Task statement: Output every line of the material exactly, omitting images.

Provided material:
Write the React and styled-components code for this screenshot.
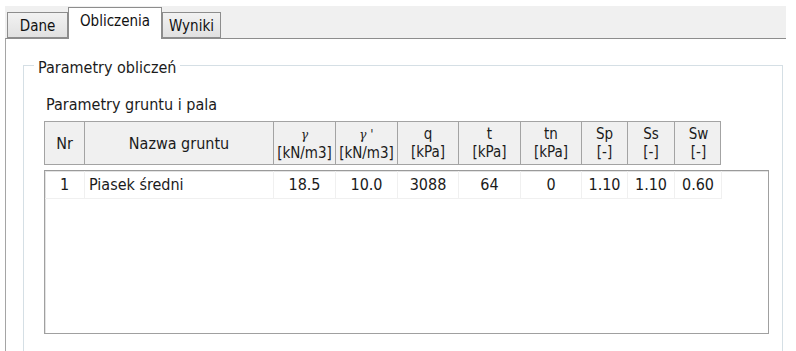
import React from "react";
import styled, { createGlobalStyle } from "styled-components";

const GlobalStyle = createGlobalStyle`
    html, body {
        margin: 0;
        padding: 0;
        background: #ffffff;
        overflow: hidden;
    }
    body {
        font-family: "DejaVu Sans Condensed", "DejaVu Sans", sans-serif;
        font-size: 16px;
        color: #1b1b1b;
    }
`;

const Window = styled.div`
    width: 781px;
    height: 345px;
    padding: 6px 0 0 5px;
    display: flex;
    flex-direction: column;
`;

const TabBar = styled.div`
    height: 32px;
    background: #f0f0f0;
    display: flex;
    align-items: flex-end;
    padding-left: 2px;
`;

const Tab = styled.div`
    box-sizing: border-box;
    width: ${p => p.w}px;
    height: ${p => (p.active ? 32 : 26)}px;
    margin-bottom: ${p => (p.active ? -1 : 0)}px;
    padding-top: 4px;
    text-align: center;
    border: 1px solid #8d8d8d;
    border-bottom: ${p => (p.active ? "none" : "1px solid #8d8d8d")};
    background: ${p => (p.active ? "#ffffff" : "linear-gradient(#f2f2f2, #e1e1e1)")};
    position: relative;
    z-index: ${p => (p.active ? 1 : 0)};
    font-size: 15px;
    line-height: 18px;
    color: #111;
`;

const Pane = styled.div`
    flex: 1;
    background: #ffffff;
    border-top: 1px solid #8d8d8d;
    border-left: 1px solid #a5a5a5;
    padding: 14px 3px 0 17px;
    display: flex;
    flex-direction: column;
`;

const Group = styled.fieldset`
    margin: 0;
    padding: 0;
    border: 1px solid #d5dfe5;
    border-bottom: none;
    flex: 1;
    min-width: 0;
`;

const Legend = styled.legend`
    margin-left: 10px;
    padding: 5px 4px 0 4px;
    font-size: 16px;
    line-height: 19px;
`;

const Body = styled.div`
    padding: 18px 0 0 20px;
`;

const Caption = styled.div`
    margin-left: 2px;
    line-height: 19px;
    margin-bottom: 7px;
`;

const cols = "40px 189px 62px 62px 61px 62px 61px 46px 47px 47px";

const Header = styled.div`
    display: grid;
    grid-template-columns: ${cols};
    width: 677px;
    height: 44px;
    box-sizing: border-box;
    border: 1px solid #a3a3a3;
    background: #f0f0f0;
`;

const HeadCell = styled.div`
    display: flex;
    flex-direction: column;
    align-items: center;
    justify-content: center;
    border-right: ${p => (p.last ? "none" : "1px solid #a3a3a3")};
    line-height: 18px;
    font-size: ${p => (p.single ? 16 : 15)}px;
    white-space: nowrap;
    padding-top: ${p => (p.single ? 2 : 0)}px;
`;

const Unit = styled.span`
    font-size: 15px;
`;

const Greek = styled.span`
    font-family: "DejaVu Serif", serif;
    font-style: italic;
    font-size: 12px;
`;

const Grid = styled.div`
    margin-top: 5px;
    width: 725px;
    height: 164px;
    box-sizing: border-box;
    border: 1px solid #a0a0a0;
    border-top-color: #9a9a9a;
    box-shadow: inset 1px 1px 0 #e3e3e3;
    background: #ffffff;
`;

const Row = styled.div`
    display: grid;
    grid-template-columns: ${cols};
    width: 677px;
    height: 28px;
`;

const Cell = styled.div`
    display: flex;
    align-items: center;
    justify-content: ${p => (p.left ? "flex-start" : "center")};
    padding-left: ${p => (p.left ? 4 : 0)}px;
    border-right: 1px solid #f0f0f0;
    border-bottom: 1px solid #f0f0f0;
    font-size: 16px;
    white-space: nowrap;
`;

const headers = [
    { top: "Nr", single: true },
    { top: "Nazwa gruntu", single: true },
    { top: <Greek>γ</Greek>, unit: "[kN/m3]" },
    { top: <Greek>γ &apos;</Greek>, unit: "[kN/m3]" },
    { top: "q", unit: "[kPa]" },
    { top: "t", unit: "[kPa]" },
    { top: "tn", unit: "[kPa]" },
    { top: "Sp", unit: "[-]" },
    { top: "Ss", unit: "[-]" },
    { top: "Sw", unit: "[-]" },
];

const rows = [
    ["1", "Piasek średni", "18.5", "10.0", "3088", "64", "0", "1.10", "1.10", "0.60"],
];

const App = () => (
    <>
        <GlobalStyle />
        <Window>
            <TabBar>
                <Tab w={61}>Dane</Tab>
                <Tab w={94} active>Obliczenia</Tab>
                <Tab w={59}>Wyniki</Tab>
            </TabBar>
            <Pane>
                <Group>
                    <Legend>Parametry obliczeń</Legend>
                    <Body>
                        <Caption>Parametry gruntu i pala</Caption>
                        <Header>
                            {headers.map((h, i) => (
                                <HeadCell key={i} single={h.single} last={i === headers.length - 1}>
                                    <span>{h.top}</span>
                                    {h.unit && <Unit>{h.unit}</Unit>}
                                </HeadCell>
                            ))}
                        </Header>
                        <Grid>
                            {rows.map((r, i) => (
                                <Row key={i}>
                                    {r.map((v, j) => (
                                        <Cell key={j} left={j === 1}>{v}</Cell>
                                    ))}
                                </Row>
                            ))}
                        </Grid>
                    </Body>
                </Group>
            </Pane>
        </Window>
    </>
);

export default App;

In response:
Write the React and styled-components code for this screenshot.
import React from "react";
import styled, { createGlobalStyle } from "styled-components";

const GlobalStyle = createGlobalStyle`
    html, body {
        margin: 0;
        padding: 0;
        background: #ffffff;
        overflow: hidden;
    }
    body {
        font-family: "DejaVu Sans Condensed", "DejaVu Sans", sans-serif;
        font-size: 16px;
        color: #1b1b1b;
    }
`;

const Window = styled.div`
    width: 781px;
    height: 345px;
    padding: 6px 0 0 5px;
    display: flex;
    flex-direction: column;
`;

const TabBar = styled.div`
    height: 32px;
    background: #f0f0f0;
    display: flex;
    align-items: flex-end;
    padding-left: 2px;
`;

const Tab = styled.div`
    box-sizing: border-box;
    width: ${p => p.w}px;
    height: ${p => (p.active ? 32 : 26)}px;
    margin-bottom: ${p => (p.active ? -1 : 0)}px;
    padding-top: 4px;
    text-align: center;
    border: 1px solid #8d8d8d;
    border-bottom: ${p => (p.active ? "none" : "1px solid #8d8d8d")};
    background: ${p => (p.active ? "#ffffff" : "linear-gradient(#f2f2f2, #e1e1e1)")};
    position: relative;
    z-index: ${p => (p.active ? 1 : 0)};
    font-size: 15px;
    line-height: 18px;
    color: #111;
`;

const Pane = styled.div`
    flex: 1;
    background: #ffffff;
    border-top: 1px solid #8d8d8d;
    border-left: 1px solid #a5a5a5;
    padding: 14px 3px 0 17px;
    display: flex;
    flex-direction: column;
`;

const Group = styled.fieldset`
    margin: 0;
    padding: 0;
    border: 1px solid #d5dfe5;
    border-bottom: none;
    flex: 1;
    min-width: 0;
`;

const Legend = styled.legend`
    margin-left: 10px;
    padding: 5px 4px 0 4px;
    font-size: 16px;
    line-height: 19px;
`;

const Body = styled.div`
    padding: 18px 0 0 20px;
`;

const Caption = styled.div`
    margin-left: 2px;
    line-height: 19px;
    margin-bottom: 7px;
`;

const cols = "40px 189px 62px 62px 61px 62px 61px 46px 47px 47px";

const Header = styled.div`
    display: grid;
    grid-template-columns: ${cols};
    width: 677px;
    height: 44px;
    box-sizing: border-box;
    border: 1px solid #a3a3a3;
    background: #f0f0f0;
`;

const HeadCell = styled.div`
    display: flex;
    flex-direction: column;
    align-items: center;
    justify-content: center;
    border-right: ${p => (p.last ? "none" : "1px solid #a3a3a3")};
    line-height: 18px;
    font-size: ${p => (p.single ? 16 : 15)}px;
    white-space: nowrap;
    padding-top: ${p => (p.single ? 2 : 0)}px;
`;

const Unit = styled.span`
    font-size: 15px;
`;

const Greek = styled.span`
    font-family: "DejaVu Serif", serif;
    font-style: italic;
    font-size: 12px;
`;

const Grid = styled.div`
    margin-top: 5px;
    width: 725px;
    height: 164px;
    box-sizing: border-box;
    border: 1px solid #a0a0a0;
    border-top-color: #9a9a9a;
    box-shadow: inset 1px 1px 0 #e3e3e3;
    background: #ffffff;
`;

const Row = styled.div`
    display: grid;
    grid-template-columns: ${cols};
    width: 677px;
    height: 28px;
`;

const Cell = styled.div`
    display: flex;
    align-items: center;
    justify-content: ${p => (p.left ? "flex-start" : "center")};
    padding-left: ${p => (p.left ? 4 : 0)}px;
    border-right: 1px solid #f0f0f0;
    border-bottom: 1px solid #f0f0f0;
    font-size: 16px;
    white-space: nowrap;
`;

const headers = [
    { top: "Nr", single: true },
    { top: "Nazwa gruntu", single: true },
    { top: <Greek>γ</Greek>, unit: "[kN/m3]" },
    { top: <Greek>γ &apos;</Greek>, unit: "[kN/m3]" },
    { top: "q", unit: "[kPa]" },
    { top: "t", unit: "[kPa]" },
    { top: "tn", unit: "[kPa]" },
    { top: "Sp", unit: "[-]" },
    { top: "Ss", unit: "[-]" },
    { top: "Sw", unit: "[-]" },
];

const rows = [
    ["1", "Piasek średni", "18.5", "10.0", "3088", "64", "0", "1.10", "1.10", "0.60"],
];

const App = () => (
    <>
        <GlobalStyle />
        <Window>
            <TabBar>
                <Tab w={61}>Dane</Tab>
                <Tab w={94} active>Obliczenia</Tab>
                <Tab w={59}>Wyniki</Tab>
            </TabBar>
            <Pane>
                <Group>
                    <Legend>Parametry obliczeń</Legend>
                    <Body>
                        <Caption>Parametry gruntu i pala</Caption>
                        <Header>
                            {headers.map((h, i) => (
                                <HeadCell key={i} single={h.single} last={i === headers.length - 1}>
                                    <span>{h.top}</span>
                                    {h.unit && <Unit>{h.unit}</Unit>}
                                </HeadCell>
                            ))}
                        </Header>
                        <Grid>
                            {rows.map((r, i) => (
                                <Row key={i}>
                                    {r.map((v, j) => (
                                        <Cell key={j} left={j === 1}>{v}</Cell>
                                    ))}
                                </Row>
                            ))}
                        </Grid>
                    </Body>
                </Group>
            </Pane>
        </Window>
    </>
);

export default App;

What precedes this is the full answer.